本学医学部・病院で発生した医療倫理違反行為についてのお詫びならびに対応と再発防止策に関するご報告

2012年07月03日

慶應義塾大学医学部長 末松 誠
慶應義塾大学病院長 武田純三


 本学医学部・病院で実施されていた臨床研究に関して、平成24年1月、厚生労働省が定める「臨床研究に関する倫理指針」に反する重大な違反行為が発生していたことが判明致しました。即ち、研究目的で患者さんの同意(インフォームド・コンセント)なしに血液あるいは骨髄液を採取したという許されがたい事実です。この行為は「臨床研究においては、被験者の福利に対する配慮が科学的及び社会的利益よりも優先されなければならない」という臨床研究の根本的規範を著しく逸脱するものです。私たちはこのような事態を招く結果となったことを深く反省し、本学医学部・病院が社会的な信頼を大きく損ねてしまいましたことを厳粛に受け止め、ここに改めて謹んで深くお詫び申し上げます。

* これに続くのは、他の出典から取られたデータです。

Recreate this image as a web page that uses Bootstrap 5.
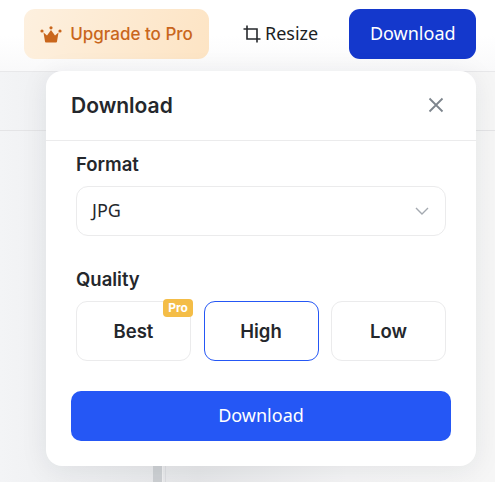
<!DOCTYPE html>
<html lang="en">
<head>
  <meta charset="UTF-8" />
  <meta name="viewport" content="width=device-width, initial-scale=1.0"/>
  <title>Download</title>
  <link href="https://cdn.jsdelivr.net/npm/bootstrap@5.3.0/dist/css/bootstrap.min.css" rel="stylesheet">
  <style>
    body {
      background-color: #f5f5f6;
      font-family: Inter, "Liberation Sans", sans-serif;
      color: #24272c;
      height: 482px;
      overflow: hidden;
    }
    .top-bar {
      height: 72px;
      padding: 9px 19px 0 24px;
      background: linear-gradient(#ffffff 50%, #f9f9fa);
      border-bottom: 1px solid #e8e8ea;
    }
    .btn-upgrade {
      flex: 0 0 185px;
      height: 50px;
      padding-top: 2px;
      border: 0;
      border-radius: 11px;
      color: #c9661c;
      font-size: 17px;
      font-weight: 500;
      background: linear-gradient(110deg, #fdf0df, #fde4c4);
    }
    .btn-resize {
      flex: 0 0 74px;
      height: 50px;
      margin-left: 34px;
      margin-right: 31px;
      border: 0;
      padding: 0;
      background: none;
      color: #1c1f24;
      font-family: "Noto Sans", sans-serif;
      font-size: 18px;
    }
    .btn-resize span {
      margin-bottom: 2px;
    }
    .btn-top-download {
      flex: 0 0 127px;
      height: 50px;
      padding-bottom: 3px;
      border: 0;
      border-radius: 11px;
      background: #1438cc;
      color: #fff;
      font-family: "Noto Sans", sans-serif;
      font-size: 18px;
    }
    .stage {
      height: 410px;
      background: linear-gradient(90deg, #f3f4f6, #e6e7e9 40%, #f4f4f5 70%, #f6f6f6);
    }
    .stage-rule {
      position: absolute;
      top: 130px;
      left: 0;
      right: 0;
      border-top: 1px solid #e4e4e6;
    }
    .stage-bar {
      position: absolute;
      top: 466px;
      bottom: 0;
      left: 153px;
      width: 10px;
      background: #cdd0d3;
      border-right: 1px solid #f0f0f1;
    }
    .stage-line {
      position: absolute;
      top: 466px;
      bottom: 0;
      left: 165px;
      width: 1px;
      background: #dcdde0;
    }
    .download-panel {
      position: absolute;
      top: 71px;
      left: 46px;
      width: 430px;
      height: 395px;
      background: #fff;
      border-radius: 16px;
      box-shadow: 0 4px 28px rgba(30, 35, 50, .08);
    }
    .panel-head {
      height: 70px;
      padding: 0 32px 0 25px;
      border-bottom: 1px solid #ebebec;
    }
    .panel-title {
      font-size: 21px;
      font-weight: 600;
      margin: 0;
    }
    .panel-close {
      margin-top: -1px;
    }
    .panel-body {
      padding: 11px 30px 0 30px;
    }
    .field-label {
      font-size: 18.5px;
      font-weight: 600;
      line-height: 24px;
      margin-bottom: 10px;
    }
    .format-box {
      height: 50px;
      padding: 0 16px 0 15px;
      border: 1px solid #ebebec;
      border-radius: 12px;
      font-family: "Noto Sans", sans-serif;
      font-size: 18px;
      margin-bottom: 31px;
    }
    .format-box span {
      margin-bottom: 2px;
    }
    .quality-opt {
      position: relative;
      width: 115px;
      height: 60px;
      padding: 2px 6px 0;
      border: 1px solid #ebebec;
      border-radius: 11px;
      background: #fff;
      color: #24272c;
      font-size: 18.5px;
      font-weight: 600;
    }
    .quality-opt.is-active {
      border-color: #2557f5;
    }
    .pro-tag {
      position: absolute;
      top: -3px;
      right: -3px;
      width: 30px;
      height: 18px;
      border-radius: 4px;
      background: #f4bd47;
      color: #fff;
      font-size: 12px;
      font-weight: 700;
      line-height: 18px;
      text-align: center;
    }
    .btn-panel-download {
      display: block;
      width: 380px;
      height: 50px;
      margin: 30px 0 0 25px;
      padding-bottom: 3px;
      border: 0;
      border-radius: 10px;
      background: #2557f5;
      color: #fff;
      font-family: "Noto Sans", sans-serif;
      font-size: 18px;
    }
  </style>
</head>
<body>
  <div class="top-bar d-flex align-items-start">
    <button class="btn-upgrade d-flex align-items-center justify-content-center gap-2">
      <svg width="22" height="18" viewBox="0 0 22 18" fill="#c9661c">
        <circle cx="2" cy="5" r="1.6"/>
        <circle cx="11" cy="1.8" r="1.6"/>
        <circle cx="20" cy="5" r="1.6"/>
        <path d="M3.5 6.5 L7 9.5 L11 4 L15 9.5 L18.5 6.5 L17 15.5 Q17 16.5 16 16.5 H6 Q5 16.5 5 15.5 Z"/>
      </svg>
      Upgrade to Pro
    </button>
    <button class="btn-resize d-flex align-items-center gap-1">
      <svg width="18" height="18" viewBox="0 0 18 18" fill="none" stroke="#26282c" stroke-width="1.6">
        <path d="M4 0.5 V14 H17.5"/>
        <path d="M0.5 4 H14 V17.5"/>
      </svg>
      <span>Resize</span>
    </button>
    <button class="btn-top-download">Download</button>
  </div>
  <div class="stage"></div>
  <div class="stage-rule"></div>
  <div class="stage-bar"></div>
  <div class="stage-line"></div>

  <div class="download-panel">
    <div class="panel-head d-flex align-items-center justify-content-between">
      <h5 class="panel-title">Download</h5>
      <svg class="panel-close" width="16" height="16" viewBox="0 0 16 16" stroke="#7e858d" stroke-width="1.8" fill="none">
        <path d="M1.5 1.5 L14.5 14.5 M14.5 1.5 L1.5 14.5"/>
      </svg>
    </div>
    <div class="panel-body">
      <div class="field-label">Format</div>
      <div class="format-box d-flex align-items-center justify-content-between">
        <span>JPG</span>
        <svg width="14" height="8" viewBox="0 0 14 8" fill="none" stroke="#a4a9b0" stroke-width="1.4">
          <path d="M1 1 L7 7 L13 1"/>
        </svg>
      </div>
      <div class="field-label">Quality</div>
      <div class="d-flex justify-content-between">
        <button class="quality-opt">Best<span class="pro-tag">Pro</span></button>
        <button class="quality-opt is-active">High</button>
        <button class="quality-opt">Low</button>
      </div>
    </div>
    <button class="btn-panel-download">Download</button>
  </div>
  <script src="https://cdn.jsdelivr.net/npm/bootstrap@5.3.0/dist/js/bootstrap.bundle.min.js"></script>
</body>
</html>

本学医学部と病院は、平成24年1月30日に外部専門家2名を含む緊急専門倫理委員会を設置し、真相究明のための詳細調査、原因分析を進めてまいりました。また、3月19日には医学部・病院による記者会見を行いご説明と謝罪を致しました。さらに事実の解明と実態の調査分析を進め、その後、本件違反行為を起こした医師の処分と具体的な再発防止策についての立案を進めて参りました。上記を受けて、この度「臨床研究に関する倫理指針に関する調査報告ならびに再発防止策」を取りまとめ、平成24年6月29日、厚生労働省に提出を致しましたので、ここに公表させていただきます。

 一方、倫理指針違反の対象となった2名の医師(教授・専任講師)に対して、義塾規程に基づいて停職一カ月の懲戒処分を下しました。停職期間終了後に開始された再教育の過程で、両医師は本件の倫理違反問題の重大性、社会的影響が甚大であることについての認識を新たにし、本年6月30日付で本学を引責辞職致しました。

 私たちは今回の事態を深く反省し、同様の事案の再発防止を徹底し、本学の医学・医療に対する社会の信頼回復に全力を傾注致します。また倫理性・安全性・信頼性・科学性を担保しつつ臨床研究が遂行されるよう、細心の注意を払い、且つ、再発防止のために可能な限りの対策を練って、可及的速やかにこれを実施して参ります。

 ご迷惑をおかけした皆様には、重ねて、心よりお詫び申し上げます。誠に申し訳ございませんでした。

[資料]
・2012年3月19日
記者会見報道資料「倫理指針に違反した臨床研究について(お詫びとご報告)」
・2012年6月29日
厚生労働省に提出した調査報告書「臨床研究に関する倫理指針」違反に関する調査報告ならびに再発防止策について
※厚生労働省には実名を報告いたしましたが、本資料は、匿名とさせていただいております。